▼

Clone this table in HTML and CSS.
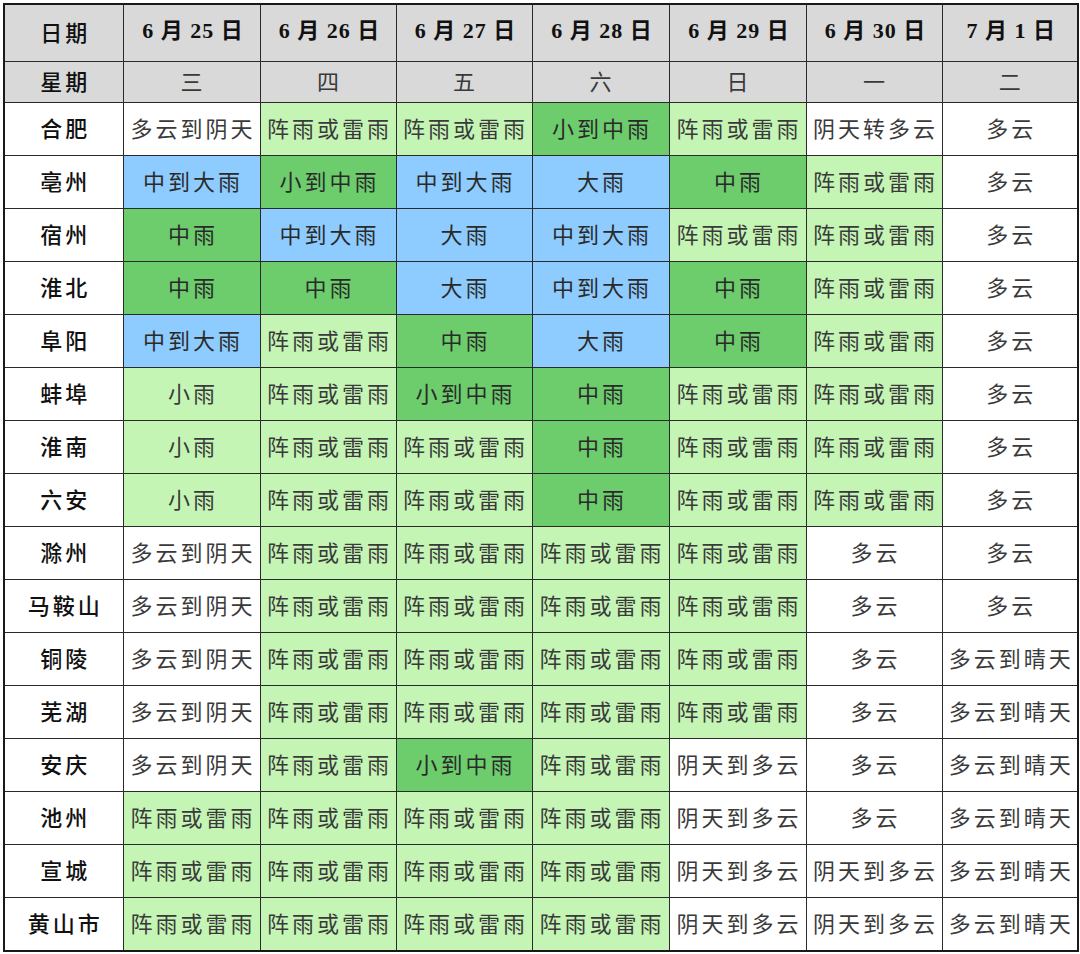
FILE: index.html
```html
<!DOCTYPE html>
<html lang="zh-CN">
<head>
<meta charset="utf-8">
<title>安徽天气预报</title>
<link rel="stylesheet" href="styles.css">
</head>
<body>
<table class="wx">
<colgroup>
<col class="c0"><col class="c1"><col class="c2"><col class="c3"><col class="c4"><col class="c5"><col class="c6"><col class="c7">
</colgroup>
<thead>
<tr class="r-date">
<th>日期</th><th>6 月 25 日</th><th>6 月 26 日</th><th>6 月 27 日</th><th>6 月 28 日</th><th>6 月 29 日</th><th>6 月 30 日</th><th>7 月 1 日</th>
</tr>
<tr class="r-week">
<th>星期</th><td>三</td><td>四</td><td>五</td><td>六</td><td>日</td><td>一</td><td>二</td>
</tr>
</thead>
<tbody>
<tr><th>合肥</th><td>多云到阴天</td><td class="l">阵雨或雷雨</td><td class="l">阵雨或雷雨</td><td class="m">小到中雨</td><td class="l">阵雨或雷雨</td><td>阴天转多云</td><td>多云</td></tr>
<tr><th>亳州</th><td class="b">中到大雨</td><td class="m">小到中雨</td><td class="b">中到大雨</td><td class="b">大雨</td><td class="m">中雨</td><td class="l">阵雨或雷雨</td><td>多云</td></tr>
<tr><th>宿州</th><td class="m">中雨</td><td class="b">中到大雨</td><td class="b">大雨</td><td class="b">中到大雨</td><td class="l">阵雨或雷雨</td><td class="l">阵雨或雷雨</td><td>多云</td></tr>
<tr><th>淮北</th><td class="m">中雨</td><td class="m">中雨</td><td class="b">大雨</td><td class="b">中到大雨</td><td class="m">中雨</td><td class="l">阵雨或雷雨</td><td>多云</td></tr>
<tr><th>阜阳</th><td class="b">中到大雨</td><td class="l">阵雨或雷雨</td><td class="m">中雨</td><td class="b">大雨</td><td class="m">中雨</td><td class="l">阵雨或雷雨</td><td>多云</td></tr>
<tr><th>蚌埠</th><td class="l">小雨</td><td class="l">阵雨或雷雨</td><td class="m">小到中雨</td><td class="m">中雨</td><td class="l">阵雨或雷雨</td><td class="l">阵雨或雷雨</td><td>多云</td></tr>
<tr><th>淮南</th><td class="l">小雨</td><td class="l">阵雨或雷雨</td><td class="l">阵雨或雷雨</td><td class="m">中雨</td><td class="l">阵雨或雷雨</td><td class="l">阵雨或雷雨</td><td>多云</td></tr>
<tr><th>六安</th><td class="l">小雨</td><td class="l">阵雨或雷雨</td><td class="l">阵雨或雷雨</td><td class="m">中雨</td><td class="l">阵雨或雷雨</td><td class="l">阵雨或雷雨</td><td>多云</td></tr>
<tr><th>滁州</th><td>多云到阴天</td><td class="l">阵雨或雷雨</td><td class="l">阵雨或雷雨</td><td class="l">阵雨或雷雨</td><td class="l">阵雨或雷雨</td><td>多云</td><td>多云</td></tr>
<tr><th>马鞍山</th><td>多云到阴天</td><td class="l">阵雨或雷雨</td><td class="l">阵雨或雷雨</td><td class="l">阵雨或雷雨</td><td class="l">阵雨或雷雨</td><td>多云</td><td>多云</td></tr>
<tr><th>铜陵</th><td>多云到阴天</td><td class="l">阵雨或雷雨</td><td class="l">阵雨或雷雨</td><td class="l">阵雨或雷雨</td><td class="l">阵雨或雷雨</td><td>多云</td><td>多云到晴天</td></tr>
<tr><th>芜湖</th><td>多云到阴天</td><td class="l">阵雨或雷雨</td><td class="l">阵雨或雷雨</td><td class="l">阵雨或雷雨</td><td class="l">阵雨或雷雨</td><td>多云</td><td>多云到晴天</td></tr>
<tr><th>安庆</th><td>多云到阴天</td><td class="l">阵雨或雷雨</td><td class="m">小到中雨</td><td class="l">阵雨或雷雨</td><td>阴天到多云</td><td>多云</td><td>多云到晴天</td></tr>
<tr><th>池州</th><td class="l">阵雨或雷雨</td><td class="l">阵雨或雷雨</td><td class="l">阵雨或雷雨</td><td class="l">阵雨或雷雨</td><td>阴天到多云</td><td>多云</td><td>多云到晴天</td></tr>
<tr><th>宣城</th><td class="l">阵雨或雷雨</td><td class="l">阵雨或雷雨</td><td class="l">阵雨或雷雨</td><td class="l">阵雨或雷雨</td><td>阴天到多云</td><td>阴天到多云</td><td>多云到晴天</td></tr>
<tr><th>黄山市</th><td class="l">阵雨或雷雨</td><td class="l">阵雨或雷雨</td><td class="l">阵雨或雷雨</td><td class="l">阵雨或雷雨</td><td>阴天到多云</td><td>阴天到多云</td><td>多云到晴天</td></tr>
</tbody>
</table>
</body>
</html>
```

FILE: styles.css
```css
html, body {
  margin: 0;
  padding: 0;
  background: #ffffff;
}

body {
  padding: 3px;
}

.wx {
  border-collapse: collapse;
  table-layout: fixed;
  width: 1074px;
  border: 2px solid #1a1a1a;
  font-family: "Liberation Serif", "Noto Sans CJK SC", serif;
}

.c0 { width: 119px; }
.c1 { width: 137px; }
.c2 { width: 136px; }
.c3 { width: 136px; }
.c4 { width: 137px; }
.c5 { width: 137px; }
.c6 { width: 136px; }
.c7 { width: 136px; }

.wx th,
.wx td {
  border: 1px solid #2a2a2a;
  padding: 0 0 5px 3px;
  text-align: center;
  vertical-align: middle;
  white-space: nowrap;
  overflow: hidden;
  font-size: 22px;
  letter-spacing: 3px;
  line-height: 1;
}

.wx td {
  font-family: "Noto Sans CJK SC", sans-serif;
  font-weight: 400;
  color: #3a3a3a;
}

.wx th {
  font-family: "Noto Sans CJK SC", sans-serif;
  font-weight: 500;
  color: #111111;
  background: #ffffff;
}

.r-date th {
  height: 51px;
  background: #d9d9d9;
  letter-spacing: 1px;
  font-family: "Liberation Serif", "Noto Sans CJK SC", serif;
  font-weight: 700;
}

.r-date th:first-child {
  font-family: "Noto Sans CJK SC", sans-serif;
  font-weight: 500;
  letter-spacing: 3px;
}

.r-week th,
.r-week td {
  height: 35px;
  background: #d9d9d9;
}

tbody tr th,
tbody tr td {
  height: 47px;
}

.wx td.l { background: #c5f5b5; }
.wx td.m { background: #6dcd6d; color: #2a2a2a; }
.wx td.b { background: #8ecbff; color: #2a2a2a; }
```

▲

Given instruction: Retype the data above exactly; pictures are not part of the copy.

The reply:
Clone this table in HTML and CSS.
FILE: index.html
```html
<!DOCTYPE html>
<html lang="zh-CN">
<head>
<meta charset="utf-8">
<title>安徽天气预报</title>
<link rel="stylesheet" href="styles.css">
</head>
<body>
<table class="wx">
<colgroup>
<col class="c0"><col class="c1"><col class="c2"><col class="c3"><col class="c4"><col class="c5"><col class="c6"><col class="c7">
</colgroup>
<thead>
<tr class="r-date">
<th>日期</th><th>6 月 25 日</th><th>6 月 26 日</th><th>6 月 27 日</th><th>6 月 28 日</th><th>6 月 29 日</th><th>6 月 30 日</th><th>7 月 1 日</th>
</tr>
<tr class="r-week">
<th>星期</th><td>三</td><td>四</td><td>五</td><td>六</td><td>日</td><td>一</td><td>二</td>
</tr>
</thead>
<tbody>
<tr><th>合肥</th><td>多云到阴天</td><td class="l">阵雨或雷雨</td><td class="l">阵雨或雷雨</td><td class="m">小到中雨</td><td class="l">阵雨或雷雨</td><td>阴天转多云</td><td>多云</td></tr>
<tr><th>亳州</th><td class="b">中到大雨</td><td class="m">小到中雨</td><td class="b">中到大雨</td><td class="b">大雨</td><td class="m">中雨</td><td class="l">阵雨或雷雨</td><td>多云</td></tr>
<tr><th>宿州</th><td class="m">中雨</td><td class="b">中到大雨</td><td class="b">大雨</td><td class="b">中到大雨</td><td class="l">阵雨或雷雨</td><td class="l">阵雨或雷雨</td><td>多云</td></tr>
<tr><th>淮北</th><td class="m">中雨</td><td class="m">中雨</td><td class="b">大雨</td><td class="b">中到大雨</td><td class="m">中雨</td><td class="l">阵雨或雷雨</td><td>多云</td></tr>
<tr><th>阜阳</th><td class="b">中到大雨</td><td class="l">阵雨或雷雨</td><td class="m">中雨</td><td class="b">大雨</td><td class="m">中雨</td><td class="l">阵雨或雷雨</td><td>多云</td></tr>
<tr><th>蚌埠</th><td class="l">小雨</td><td class="l">阵雨或雷雨</td><td class="m">小到中雨</td><td class="m">中雨</td><td class="l">阵雨或雷雨</td><td class="l">阵雨或雷雨</td><td>多云</td></tr>
<tr><th>淮南</th><td class="l">小雨</td><td class="l">阵雨或雷雨</td><td class="l">阵雨或雷雨</td><td class="m">中雨</td><td class="l">阵雨或雷雨</td><td class="l">阵雨或雷雨</td><td>多云</td></tr>
<tr><th>六安</th><td class="l">小雨</td><td class="l">阵雨或雷雨</td><td class="l">阵雨或雷雨</td><td class="m">中雨</td><td class="l">阵雨或雷雨</td><td class="l">阵雨或雷雨</td><td>多云</td></tr>
<tr><th>滁州</th><td>多云到阴天</td><td class="l">阵雨或雷雨</td><td class="l">阵雨或雷雨</td><td class="l">阵雨或雷雨</td><td class="l">阵雨或雷雨</td><td>多云</td><td>多云</td></tr>
<tr><th>马鞍山</th><td>多云到阴天</td><td class="l">阵雨或雷雨</td><td class="l">阵雨或雷雨</td><td class="l">阵雨或雷雨</td><td class="l">阵雨或雷雨</td><td>多云</td><td>多云</td></tr>
<tr><th>铜陵</th><td>多云到阴天</td><td class="l">阵雨或雷雨</td><td class="l">阵雨或雷雨</td><td class="l">阵雨或雷雨</td><td class="l">阵雨或雷雨</td><td>多云</td><td>多云到晴天</td></tr>
<tr><th>芜湖</th><td>多云到阴天</td><td class="l">阵雨或雷雨</td><td class="l">阵雨或雷雨</td><td class="l">阵雨或雷雨</td><td class="l">阵雨或雷雨</td><td>多云</td><td>多云到晴天</td></tr>
<tr><th>安庆</th><td>多云到阴天</td><td class="l">阵雨或雷雨</td><td class="m">小到中雨</td><td class="l">阵雨或雷雨</td><td>阴天到多云</td><td>多云</td><td>多云到晴天</td></tr>
<tr><th>池州</th><td class="l">阵雨或雷雨</td><td class="l">阵雨或雷雨</td><td class="l">阵雨或雷雨</td><td class="l">阵雨或雷雨</td><td>阴天到多云</td><td>多云</td><td>多云到晴天</td></tr>
<tr><th>宣城</th><td class="l">阵雨或雷雨</td><td class="l">阵雨或雷雨</td><td class="l">阵雨或雷雨</td><td class="l">阵雨或雷雨</td><td>阴天到多云</td><td>阴天到多云</td><td>多云到晴天</td></tr>
<tr><th>黄山市</th><td class="l">阵雨或雷雨</td><td class="l">阵雨或雷雨</td><td class="l">阵雨或雷雨</td><td class="l">阵雨或雷雨</td><td>阴天到多云</td><td>阴天到多云</td><td>多云到晴天</td></tr>
</tbody>
</table>
</body>
</html>
```

FILE: styles.css
```css
html, body {
  margin: 0;
  padding: 0;
  background: #ffffff;
}

body {
  padding: 3px;
}

.wx {
  border-collapse: collapse;
  table-layout: fixed;
  width: 1074px;
  border: 2px solid #1a1a1a;
  font-family: "Liberation Serif", "Noto Sans CJK SC", serif;
}

.c0 { width: 119px; }
.c1 { width: 137px; }
.c2 { width: 136px; }
.c3 { width: 136px; }
.c4 { width: 137px; }
.c5 { width: 137px; }
.c6 { width: 136px; }
.c7 { width: 136px; }

.wx th,
.wx td {
  border: 1px solid #2a2a2a;
  padding: 0 0 5px 3px;
  text-align: center;
  vertical-align: middle;
  white-space: nowrap;
  overflow: hidden;
  font-size: 22px;
  letter-spacing: 3px;
  line-height: 1;
}

.wx td {
  font-family: "Noto Sans CJK SC", sans-serif;
  font-weight: 400;
  color: #3a3a3a;
}

.wx th {
  font-family: "Noto Sans CJK SC", sans-serif;
  font-weight: 500;
  color: #111111;
  background: #ffffff;
}

.r-date th {
  height: 51px;
  background: #d9d9d9;
  letter-spacing: 1px;
  font-family: "Liberation Serif", "Noto Sans CJK SC", serif;
  font-weight: 700;
}

.r-date th:first-child {
  font-family: "Noto Sans CJK SC", sans-serif;
  font-weight: 500;
  letter-spacing: 3px;
}

.r-week th,
.r-week td {
  height: 35px;
  background: #d9d9d9;
}

tbody tr th,
tbody tr td {
  height: 47px;
}

.wx td.l { background: #c5f5b5; }
.wx td.m { background: #6dcd6d; color: #2a2a2a; }
.wx td.b { background: #8ecbff; color: #2a2a2a; }
```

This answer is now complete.